Chance-constrained DC Optimal Power Flow with Non-Gaussian Distributed Uncertainties

TL;DR

This paper introduces a GMM-based chance-constrained DC optimal power flow model that effectively handles non-Gaussian uncertainties on both sides of the constraints, ensuring feasible solutions through a safe approximation.

Contribution

It develops a novel linearization technique and reformulation for non-Gaussian uncertainties in DC OPF, extending CCP applicability beyond Gaussian assumptions.

Findings

GMM effectively models non-Gaussian uncertainties.

The reformulated constraints are a safe approximation, guaranteeing feasibility.

The approach enhances robustness in power system optimization under uncertainty.

Abstract

Chance-constrained programming (CCP) is a promising approach to handle uncertainties in optimal power flow (OPF). However, conventional CCP usually assumes that uncertainties follow Gaussian distributions, which may not match reality.

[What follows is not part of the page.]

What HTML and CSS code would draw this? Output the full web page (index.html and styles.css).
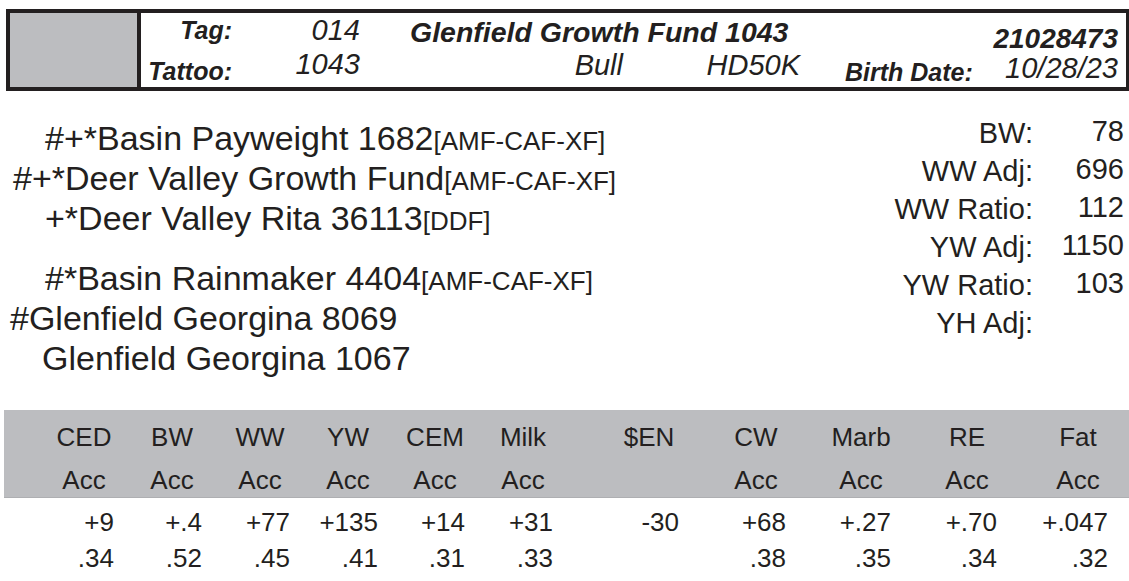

A few papers employed the Gaussian mixture model (GMM) to extend CCP to cases with non-Gaussian uncertainties, but they are only appropriate for cases with uncertainties on the right-hand side but not applicable to DC OPF that containing left-hand side uncertainties. To address this, we develop a tractable GMM-based chance-constrained DC OPF model. In this model, we not only leverage GMM to capture the probability characteristics of non-Gaussian distributed uncertainties, but also develop a linearization technique to reformulate the chance constraints with non-Gaussian distributed uncertainties on the left-hand side into tractable forms. A mathematical proof is further provided to demonstrate that the corresponding reformulation is a safe approximation of the original problem, which guarantees the feasibility of solutions.